Jesus H. Christ. It’ll be years before your kid appreciates the value of sleep. In the meantime, they will swear on their dead nana that they are NOT tired and do NOT need a nap and IT IS NOT bedtime. And two minutes after this they will melt the fuck down and then pass the fuck out standing up in the corner. You know what’s a sure sign your kid is tired? When they tell you they’re not tired. These tantrums are brutal but blissfully short because they’re little bodies finally just give up and go to sleep.
Toddlers don’t understand TV schedules, so good luck explaining to them why Daniel Tiger isn’t on 24 hours a day.
Netflix and Hulu have helped with this particular tantrum trigger. Which is great! But it’s also made it worse. Maybe your toddler understands that they can watch 4-day marathons of Peppa Pig. So when you don’t let them, you become the enemy. HOW DARE YOU.
Finally, the most frustrating reason toddlers lose it every once in a while: there is no goddamn reason.
Here’s the thing: sometimes they will just fucking freak out for no good goddamn reason.
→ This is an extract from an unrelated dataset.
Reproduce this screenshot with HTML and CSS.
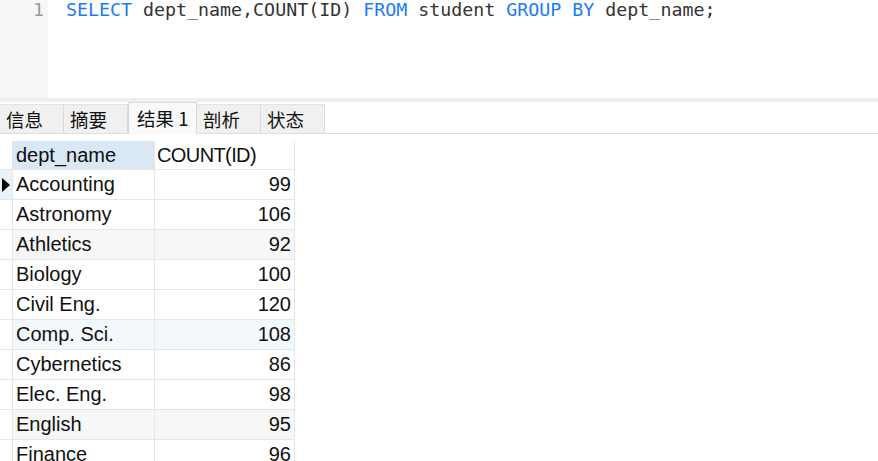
FILE: index.html
```html
<!DOCTYPE html>
<html>
<head>
<meta charset="utf-8">
<link rel="stylesheet" href="styles.css">
</head>
<body>
<div class="editor">
  <div class="gutter"><span class="ln">1</span></div>
  <div class="code"><span class="kw">SELECT</span> dept_name,COUNT(ID) <span class="kw">FROM</span> student <span class="kw">GROUP BY</span> dept_name;</div>
</div>
<div class="sep"></div>
<div class="tabs">
  <div class="tab">信息</div>
  <div class="tab">摘要</div>
  <div class="tab active">结果 1</div>
  <div class="tab">剖析</div>
  <div class="tab">状态</div>
</div>
<div class="grid-wrap">
<table class="grid">
  <thead>
    <tr><th class="ind"></th><th class="name hdr-sel">dept_name</th><th class="cnt">COUNT(ID)</th></tr>
  </thead>
  <tbody>
    <tr class="cur"><td class="ind"><span class="arrow"></span></td><td class="name">Accounting</td><td class="num">99</td></tr>
    <tr><td class="ind"></td><td class="name">Astronomy</td><td class="num">106</td></tr>
    <tr class="alt"><td class="ind"></td><td class="name">Athletics</td><td class="num">92</td></tr>
    <tr><td class="ind"></td><td class="name">Biology</td><td class="num">100</td></tr>
    <tr><td class="ind"></td><td class="name">Civil Eng.</td><td class="num">120</td></tr>
    <tr class="hov"><td class="ind"></td><td class="name">Comp. Sci.</td><td class="num">108</td></tr>
    <tr><td class="ind"></td><td class="name">Cybernetics</td><td class="num">86</td></tr>
    <tr><td class="ind"></td><td class="name">Elec. Eng.</td><td class="num">98</td></tr>
    <tr class="alt"><td class="ind"></td><td class="name">English</td><td class="num">95</td></tr>
    <tr><td class="ind"></td><td class="name">Finance</td><td class="num">96</td></tr>
  </tbody>
</table>
</div>
</body>
</html>
```

FILE: styles.css
```css
html, body {
  margin: 0;
  padding: 0;
  background: #ffffff;
  overflow: hidden;
  height: 461px;
}

.editor {
  display: flex;
  height: 98px;
}

.gutter {
  width: 48px;
  background: #f7f7f7;
  text-align: right;
  box-sizing: border-box;
  padding-right: 4px;
}

.ln, .code {
  font-family: "DejaVu Sans Mono", "Liberation Mono", monospace;
  font-size: 18.3px;
  line-height: 20px;
}

.ln {
  color: #9a9a9a;
}

.code {
  padding-left: 18px;
  color: #333333;
  white-space: pre;
}

.kw {
  color: #1a7cf8;
}

.sep {
  height: 4px;
  background: #f0f0f0;
}

.tabs {
  display: flex;
  align-items: flex-end;
  height: 31px;
  border-bottom: 1px solid #dedede;
  font-family: "Noto Sans CJK SC", "Liberation Sans", sans-serif;
  font-size: 18.5px;
  color: #111111;
}

.tab {
  width: 64px;
  height: 29px;
  box-sizing: border-box;
  padding-left: 6px;
  line-height: 29px;
  background: #f0f0f0;
  border-right: 1px solid #dadada;
  border-top: 1px solid #e4e4e4;
}

.tab.active {
  width: 69px;
  height: 32px;
  line-height: 30px;
  padding-left: 8px;
  background: #f9f9f9;
  border: 1px solid #dadada;
  border-bottom: none;
  margin-bottom: -1px;
}

.grid-wrap {
  padding-top: 7px;
}

.grid {
  border-collapse: collapse;
  font-family: "Liberation Sans", Arial, sans-serif;
  font-size: 20px;
  color: #111111;
}

.grid th, .grid td {
  height: 29px;
  padding: 0;
  border: 1px solid #e6e6e6;
  font-weight: normal;
  text-align: left;
  white-space: nowrap;
}

.grid th {
  height: 28px;
  border-top: none;
}

.grid .ind {
  width: 12px;
  border-left: none;
}

.grid th.ind {
  border-bottom: none;
}

.grid .name {
  width: 138px;
  padding-left: 3px;
}

.grid .cnt {
  width: 137px;
  padding-left: 2px;
  letter-spacing: -0.6px;
}

.grid .num {
  text-align: right;
  padding-right: 3px;
}

.hdr-sel {
  background: #dae8f6;
}

tr.cur td.ind {
  background: #e9f1fa;
}

.arrow {
  display: block;
  width: 0;
  height: 0;
  margin-left: 2px;
  border-top: 7px solid transparent;
  border-bottom: 7px solid transparent;
  border-left: 8px solid #000000;
}

tr.alt td.name, tr.alt td.num {
  background: #f7f7f7;
}

tr.hov td.name, tr.hov td.num {
  background: #f3f8fd;
}
```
When my youngest was around 2, she would just scream and cry for 20 minutes because, oh I don’t know, she has five toes on each foot. Who knows?! Their brains are all mixed up and doing some pretty major developing and growing, and sometimes, wires just zap out. The most important thing we can do is not take it personally. They don’t know what they’re mad about anymore than we do. And haven’t we all woken up in a foul-ass mood for no reason? It sucks, I know, but we just have to ride it out.
Eventually, they grow out of this, and their tantrums will get bigger and more specific. So much to look forward to!